Winona Ryder @ 50: Little Women
Thursday, October 28, 2021 at 1:02PM
Lynn Lee in 10|25|50|75|100, 1994, Adaptations, Best Actress, Little Women, Oscars (90s), Winona Ryder, books

We're celebrating Winona Ryder for her birthday this week

by Lynn Lee

Was Winona Ryder miscast in Little Women? Boy, was she ever. Or so I thought back in 1994 when I first heard she was playing Jo, second of the four March sisters, in the then-new film adaptation of the Louisa May Alcott classic.  As a teenager who’d read Little Women so many times it had become personal canon, I found the casting ludicrous on its face.  After all, in the book Jo is lanky, tomboyish, awkward, and plain.  Ryder, by contrast, was tiny, graceful, and so exquisitely pretty I had a bit of a crush on her, a fact that sharpened rather than softened my disapproval.  Still, in the end curiosity and my family’s tradition of going to see a movie on Christmas meant I got to judge for myself just how wrong she was for the role.

Readers, what can I say?  She completely won me over....

Part of it was the film overall was so well done.  To this day it remains my favorite LW adaptation and one of my favorite movies.  Directed by Gillian Armstrong and scripted by Robin Swicord with a fine balance of savvy and sentiment, it stays true to the spirit of the novel without cleaving slavishly to the text.  It’s also incredibly engaging on purely cinematic terms, painting a visually and emotionally rich tableau of a close-knit, female-dominated family in post-Civil War New England and boosted by Thomas Newman’s gorgeously textured score.  Featuring an exemplary cast that includes, in addition to Ryder, a very young Claire Danes as Beth and an even younger Kirsten Dunst as young Amy, Susan Sarandon as Marmee, Christian Bale as Laurie, and Gabriel Byrne as Professor Bhaer, it’s a terrific, warm-hearted ensemble piece, brimming over with the affection the characters bear each other without veering into the maudlin or saccharine.

But Jo, Alcott’s surrogate, is the heart of Little Women; the whole thing simply doesn’t work if she doesn’t.  That was literally the case with the 1994 adaptation, which spent years languishing in development until Ryder came on board and gave Columbia Pictures some assurance the film would find an audience.  Fortunately for fans of both the book and the actress, she took the role seriously while making it wholly her own.  Her Jo feels recognizably modern, someone we can envision stepping either into or out of the 20th century, yet she’s plausible as an independent-minded girl struggling to find her place in the 19th.  Watching her, you can trace the through-line from Josephine March to Reality Bites’ Lelaina Pierce: the bright, artistically ambitious idealist, thrust into a cruder, wider world, who must fumble and flirt with selling out before figuring out what – and who – really matters to her.

Granted, Noni’s take on Jo isn’t flawless.  She occasionally overplays her fits of temper or mugs a little too hard in displaying her impatience with feminine mores.  And my grumpy pre-judgment was correct in one respect: she’s definitely far too pretty to carry off the recurring references, admittedly plucked straight from the book, to Jo as “ugly” or her hair as her “one beauty.”  The latter comment is especially ironic given that Ryder’s wigs are by far the most unattractive aspect of her appearance in Little Women.

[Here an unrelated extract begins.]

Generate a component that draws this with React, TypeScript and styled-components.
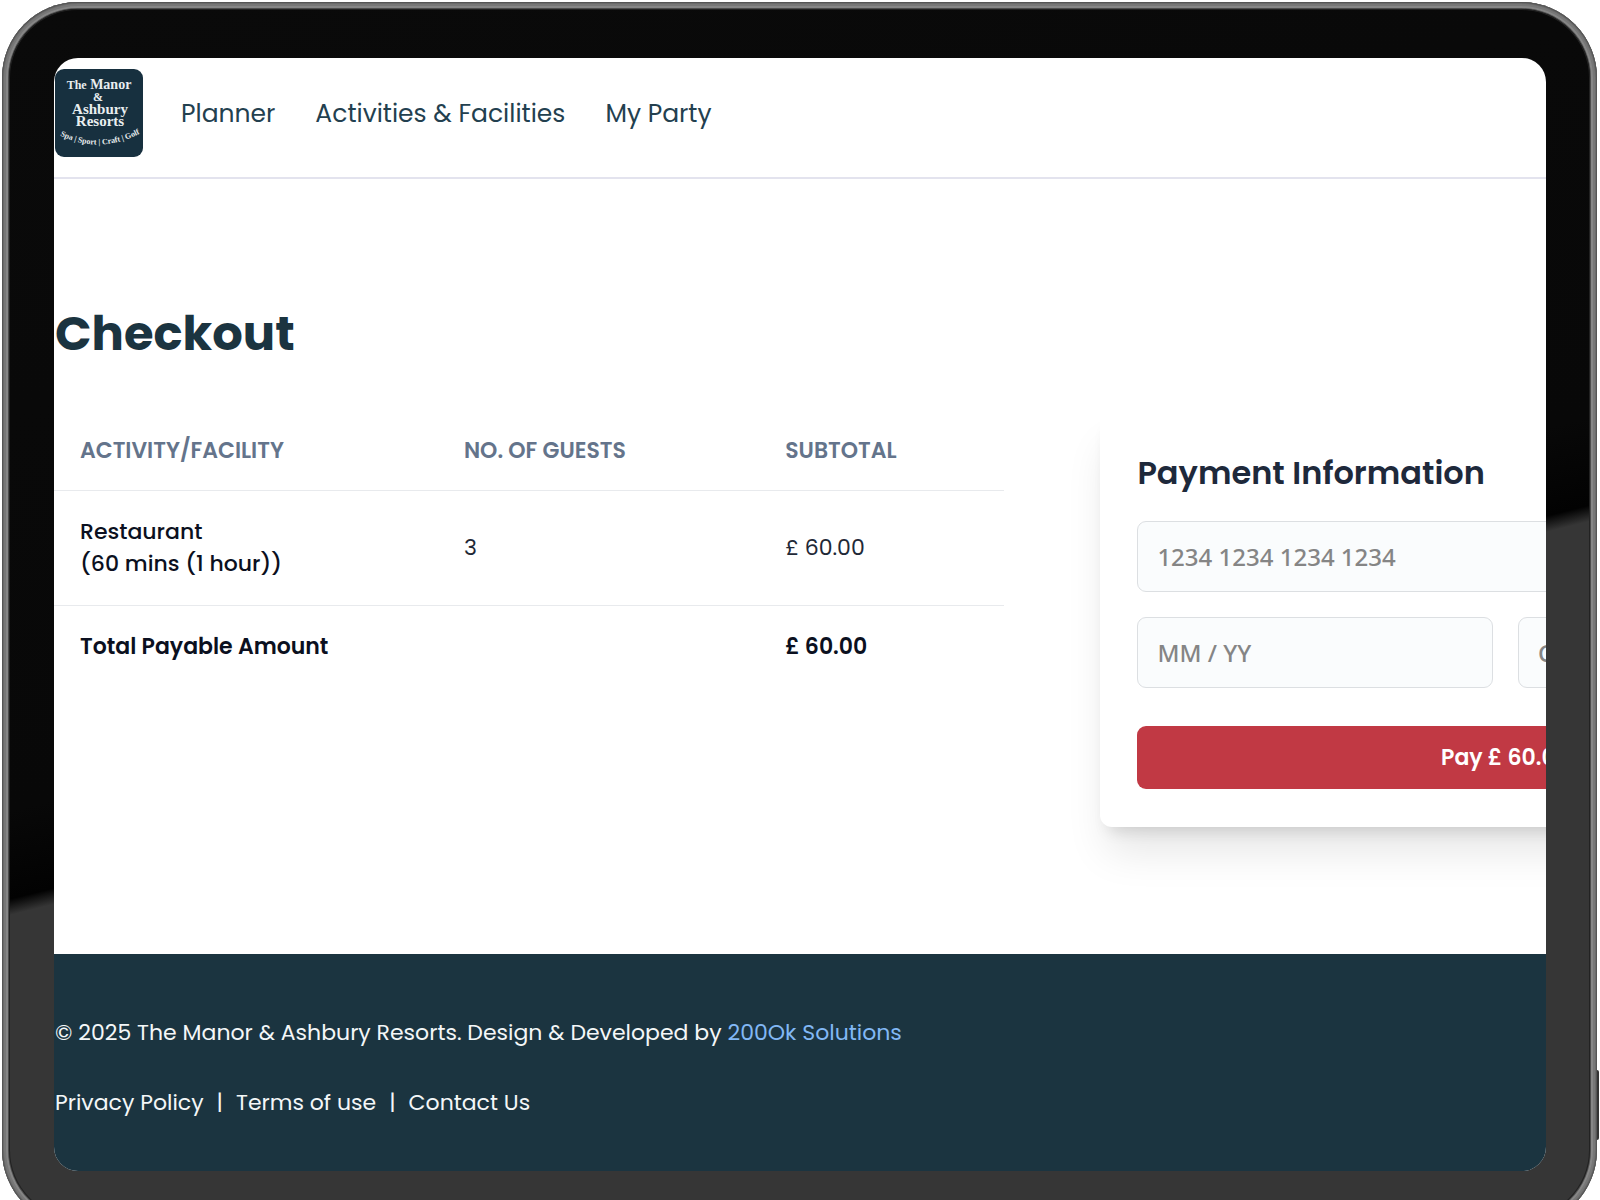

What she captures wonderfully, however, is Jo’s vitality and her restlessness.  She always seems to be either in motion or on the verge of it, always looking out to an imagined audience or future, even as she remains anchored (in both the positive and negative sense) by her love for her family.  This internal conflict animates her most poignant scenes, whether they’re with beloved, doomed Beth or a sympathetic Marmee who encourages her to spread her wings.  These scenes also demonstrate how effectively Ryder plays off the other cast members, a quality that extends to her two romantic interests (Bale and Byrne).  Somehow she displays potent chemistry with both of them, despite their being two very different men and even more different relationships.  In their presence, she exudes a radiance and charisma that make it easy to understand why – even if you squint and imagine her being homely – they could both fall in love with her.

The same could be said of the Academy, which handed Ryder her second Oscar nomination in a row, this time for lead, following her supporting actress nomination for The Age of Innocence the previous year.  Little Women would be the last time they recognized her and arguably marked the pinnacle of her movie career.  The 1994 Best Actress Oscar lineup is generally considered weak, yet I maintain Ryder deserved to be in it.  She took what had been regarded, however unfairly, as an old-fashioned character from an old-fashioned little girls’ book and made her vibrant, compelling, and relatable to contemporary viewers, including a whole new generation of young girls.  For me personally, she’ll always remain the definitive Jo March.